Prompt: Faithfully return all lines, omitting every embedded picture.

Information shown:

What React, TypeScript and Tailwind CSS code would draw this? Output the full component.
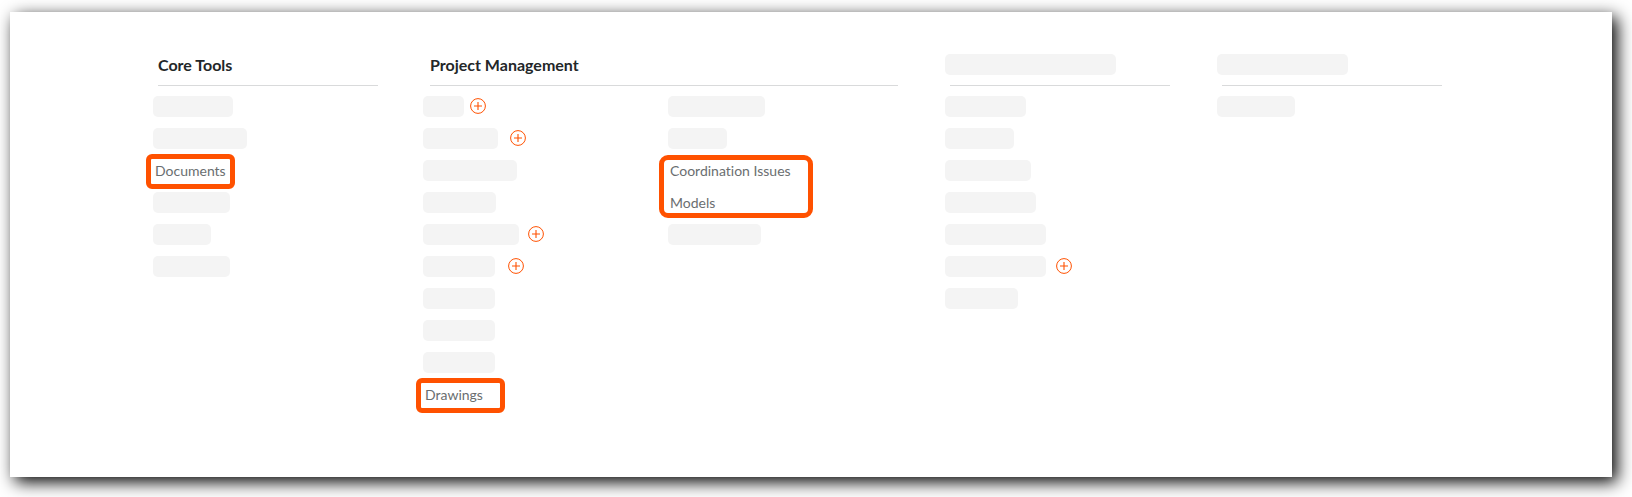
import clsx from "clsx";

type Item = {
  label?: string;
  width?: string;
  add?: string;
  highlight?: boolean;
};

const coreTools: Item[] = [
  { width: "w-20" },
  { width: "w-[94px]" },
  { label: "Documents", highlight: true },
  { width: "w-[77px]" },
  { width: "w-[58px]" },
  { width: "w-[77px]" },
];

const projectTools: Item[] = [
  { width: "w-[41px]", add: "ml-1.5" },
  { width: "w-[75px]", add: "ml-3" },
  { width: "w-[94px]" },
  { width: "w-[73px]" },
  { width: "w-24", add: "ml-[9px]" },
  { width: "w-[72px]", add: "ml-[13px]" },
  { width: "w-[72px]" },
  { width: "w-[72px]" },
  { width: "w-[72px]" },
  { label: "Drawings", highlight: true },
];

const financialTools: Item[] = [
  { width: "w-[81px]" },
  { width: "w-[69px]" },
  { width: "w-[86px]" },
  { width: "w-[91px]" },
  { width: "w-[101px]" },
  { width: "w-[101px]", add: "ml-2.5" },
  { width: "w-[73px]" },
];

function Bar({ width }: { width?: string }) {
  return <span className={clsx("block h-[21px] rounded-[5px] bg-[#f4f4f4]", width)} />;
}

function AddButton({ className }: { className?: string }) {
  return (
    <button type="button" aria-label="Create" className={clsx("mt-0.5 h-4 w-4 text-[#ff5100]", className)}>
      <svg viewBox="0 0 16 16" className="block h-4 w-4" fill="none" stroke="currentColor">
        <circle cx="8" cy="8" r="7.4" strokeWidth="1" />
        <path d="M8 4v8M4 8h8" strokeWidth="1.1" />
      </svg>
    </button>
  );
}

function ToolLink({ children }: { children: string }) {
  return (
    <a
      href="#"
      className="block pl-0.5 text-sm leading-[21px] whitespace-nowrap text-[#6a6e70] [font-variant-ligatures:none]"
    >
      {children}
    </a>
  );
}

function ToolRow({ item }: { item: Item }) {
  if (item.label) {
    return (
      <li className="relative h-[21px]">
        <ToolLink>{item.label}</ToolLink>
        {item.highlight && (
          <span className="pointer-events-none absolute -top-1.5 -left-[7px] h-[35px] w-[89px] rounded-md border-5 border-[#ff5100]" />
        )}
      </li>
    );
  }

  return (
    <li className="flex h-[21px] items-start">
      <Bar width={item.width} />
      {item.add && <AddButton className={item.add} />}
    </li>
  );
}

function ToolList({ items }: { items: Item[] }) {
  return (
    <ul className="flex flex-col gap-[11px]">
      {items.map((item, i) => (
        <ToolRow key={i} item={item} />
      ))}
    </ul>
  );
}

function Heading({ title, width }: { title?: string; width?: string }) {
  return (
    <div className="mb-2.5 flex h-[34px] items-start border-b border-[#d9dadb]">
      {title ? (
        <h2 className="text-base leading-[26px] font-bold whitespace-nowrap text-[#232729]">{title}</h2>
      ) : (
        <div className="-ml-[5px] pt-0.5">
          <Bar width={width} />
        </div>
      )}
    </div>
  );
}

export default function App() {
  return (
    <div className="overflow-hidden bg-white pt-3 pr-5 pb-5 pl-2.5 font-['Lato',sans-serif]">
      <main className="grid min-h-[465px] grid-cols-[220fr_468fr_220fr_220fr] content-start gap-[52px] bg-white pt-10 pr-[170px] pb-16 pl-[148px] shadow-[5px_5px_16px_#000]">
        <section>
          <Heading title="Core Tools" />
          <div className="-ml-[5px]">
            <ToolList items={coreTools} />
          </div>
        </section>

        <section>
          <Heading title="Project Management" />
          <div className="-ml-[7px] grid grid-cols-2 gap-[15px]">
            <ToolList items={projectTools} />
            <ul className="flex flex-col gap-[11px]">
              <ToolRow item={{ width: "w-[97px]" }} />
              <ToolRow item={{ width: "w-[59px]" }} />
              <li className="relative">
                <ul className="flex flex-col gap-[11px]">
                  <ToolRow item={{ label: "Coordination Issues" }} />
                  <ToolRow item={{ label: "Models" }} />
                </ul>
                <span className="pointer-events-none absolute -top-[5px] -bottom-[5px] -left-[9px] w-[154px] rounded-[9px] border-5 border-[#ff5100]" />
              </li>
              <ToolRow item={{ width: "w-[93px]" }} />
            </ul>
          </div>
        </section>

        <section>
          <Heading width="w-[171px]" />
          <div className="-ml-[5px]">
            <ToolList items={financialTools} />
          </div>
        </section>

        <section>
          <Heading width="w-[131px]" />
          <div className="-ml-[5px]">
            <ToolList items={[{ width: "w-[78px]" }]} />
          </div>
        </section>
      </main>
    </div>
  );
}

Correct answer:
What React, TypeScript and Tailwind CSS code would draw this? Output the full component.
import clsx from "clsx";

type Item = {
  label?: string;
  width?: string;
  add?: string;
  highlight?: boolean;
};

const coreTools: Item[] = [
  { width: "w-20" },
  { width: "w-[94px]" },
  { label: "Documents", highlight: true },
  { width: "w-[77px]" },
  { width: "w-[58px]" },
  { width: "w-[77px]" },
];

const projectTools: Item[] = [
  { width: "w-[41px]", add: "ml-1.5" },
  { width: "w-[75px]", add: "ml-3" },
  { width: "w-[94px]" },
  { width: "w-[73px]" },
  { width: "w-24", add: "ml-[9px]" },
  { width: "w-[72px]", add: "ml-[13px]" },
  { width: "w-[72px]" },
  { width: "w-[72px]" },
  { width: "w-[72px]" },
  { label: "Drawings", highlight: true },
];

const financialTools: Item[] = [
  { width: "w-[81px]" },
  { width: "w-[69px]" },
  { width: "w-[86px]" },
  { width: "w-[91px]" },
  { width: "w-[101px]" },
  { width: "w-[101px]", add: "ml-2.5" },
  { width: "w-[73px]" },
];

function Bar({ width }: { width?: string }) {
  return <span className={clsx("block h-[21px] rounded-[5px] bg-[#f4f4f4]", width)} />;
}

function AddButton({ className }: { className?: string }) {
  return (
    <button type="button" aria-label="Create" className={clsx("mt-0.5 h-4 w-4 text-[#ff5100]", className)}>
      <svg viewBox="0 0 16 16" className="block h-4 w-4" fill="none" stroke="currentColor">
        <circle cx="8" cy="8" r="7.4" strokeWidth="1" />
        <path d="M8 4v8M4 8h8" strokeWidth="1.1" />
      </svg>
    </button>
  );
}

function ToolLink({ children }: { children: string }) {
  return (
    <a
      href="#"
      className="block pl-0.5 text-sm leading-[21px] whitespace-nowrap text-[#6a6e70] [font-variant-ligatures:none]"
    >
      {children}
    </a>
  );
}

function ToolRow({ item }: { item: Item }) {
  if (item.label) {
    return (
      <li className="relative h-[21px]">
        <ToolLink>{item.label}</ToolLink>
        {item.highlight && (
          <span className="pointer-events-none absolute -top-1.5 -left-[7px] h-[35px] w-[89px] rounded-md border-5 border-[#ff5100]" />
        )}
      </li>
    );
  }

  return (
    <li className="flex h-[21px] items-start">
      <Bar width={item.width} />
      {item.add && <AddButton className={item.add} />}
    </li>
  );
}

function ToolList({ items }: { items: Item[] }) {
  return (
    <ul className="flex flex-col gap-[11px]">
      {items.map((item, i) => (
        <ToolRow key={i} item={item} />
      ))}
    </ul>
  );
}

function Heading({ title, width }: { title?: string; width?: string }) {
  return (
    <div className="mb-2.5 flex h-[34px] items-start border-b border-[#d9dadb]">
      {title ? (
        <h2 className="text-base leading-[26px] font-bold whitespace-nowrap text-[#232729]">{title}</h2>
      ) : (
        <div className="-ml-[5px] pt-0.5">
          <Bar width={width} />
        </div>
      )}
    </div>
  );
}

export default function App() {
  return (
    <div className="overflow-hidden bg-white pt-3 pr-5 pb-5 pl-2.5 font-['Lato',sans-serif]">
      <main className="grid min-h-[465px] grid-cols-[220fr_468fr_220fr_220fr] content-start gap-[52px] bg-white pt-10 pr-[170px] pb-16 pl-[148px] shadow-[5px_5px_16px_#000]">
        <section>
          <Heading title="Core Tools" />
          <div className="-ml-[5px]">
            <ToolList items={coreTools} />
          </div>
        </section>

        <section>
          <Heading title="Project Management" />
          <div className="-ml-[7px] grid grid-cols-2 gap-[15px]">
            <ToolList items={projectTools} />
            <ul className="flex flex-col gap-[11px]">
              <ToolRow item={{ width: "w-[97px]" }} />
              <ToolRow item={{ width: "w-[59px]" }} />
              <li className="relative">
                <ul className="flex flex-col gap-[11px]">
                  <ToolRow item={{ label: "Coordination Issues" }} />
                  <ToolRow item={{ label: "Models" }} />
                </ul>
                <span className="pointer-events-none absolute -top-[5px] -bottom-[5px] -left-[9px] w-[154px] rounded-[9px] border-5 border-[#ff5100]" />
              </li>
              <ToolRow item={{ width: "w-[93px]" }} />
            </ul>
          </div>
        </section>

        <section>
          <Heading width="w-[171px]" />
          <div className="-ml-[5px]">
            <ToolList items={financialTools} />
          </div>
        </section>

        <section>
          <Heading width="w-[131px]" />
          <div className="-ml-[5px]">
            <ToolList items={[{ width: "w-[78px]" }]} />
          </div>
        </section>
      </main>
    </div>
  );
}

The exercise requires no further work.